Hogan Lovells Advises Dell on US$24.4 Billion Deal to Go Private
06 February 2013
Hogan Lovells counseled Dell Inc. on one of the largest going-private transactions in the technology industry. On 5 February, the computer giant officially announced the US$24.4 billion deal.
Under the announced terms, current Dell stockholders will receive US$13.65 per share and a 25% premium over the company’s closing price of US$10.88 on 11 January. The transaction implies a 37% premium over the average closing share price during the previous 90 calendar days ending 11 January. The deal will be financed through a combination of cash on hand, cash and equity from CEO Michael Dell, a US$1.4 billion investment by funds affiliated with Silver Lake Partners, an investment by MSDC Management, L.P., a US$2 billion investment in subordinated notes by Microsoft, the rollover of existing debt, and debt financing committed by BofA, Barclays, Credit Suisse, Royal Bank of Canada and their affiliates.
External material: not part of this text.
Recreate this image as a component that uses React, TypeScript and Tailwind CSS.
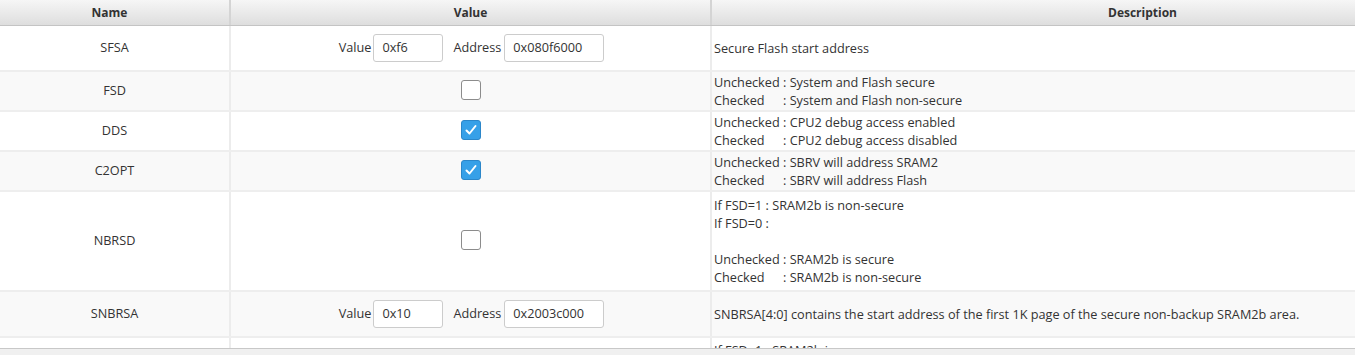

The buyers will acquire all of the outstanding shares of Dell not held by Michael Dell and other members of management. Mr. Dell will remain as chairman and CEO.
Dell, which formed a special committee and reviewed other strategic alternatives, will have a 45-day go-shop period where it can solicit and receive buy-out bids.
The transaction is subject to customary conditions, including receipt of required regulatory approvals, in addition to the Dell stockholder approvals. Dell announced that the transaction is expected to close before the end of the second quarter of Dell’s FY2014.
The Hogan Lovells team was led by Richard Parrino (partner, Washington, D.C.), working across offices and practices with many others including: Securities team partners Kevin Greenslade (Northern Virginia), and Joseph Connolly, Jr. (Washington, D.C.), as well as associate Todd Aman (Northern Virginia). Our Finance team includes Bruce Gilchrist (partner, Washington, D.C.), Eve Howard (partner, Washington, D.C.), Peter Humphreys (partner, New York), Evan Koster (partner, New York), Evan Kelson (associate, New York), and David Cohn (associate, New York). Our Employee Benefits team comprises of Margaret de Lisser (partner, Washington, D.C.), Christian Chandler (partner, Washington, D.C.) and Meg McIntyre (associate, Washington, D.C.). Our Corporate team includes Carine Stoick (partner, Northern Virginia), Brent Singley (partner, Northern Virginia), Miyun Sung (counsel, Washington, D.C.), Clyde Crane IV (associate, Northern Virginia), Gabrielle Witt (associate, Northern Virginia), Theresa Nagy (associate, Northern Virginia), Brandon Egren (associate, Washington, D.C.), and Tyler Kirtley (associate, Washington, D.C.). Our Government Contracts team includes Todd Overman (partner, Washington, D.C.). Our Intellectual Property team includes Nicholas Nugent (associate, Northern Virginia) and Adam Aft (associate, Northern Virginia). Finally, our Labor team in Europe includes Dominique Mendy (partner, Paris).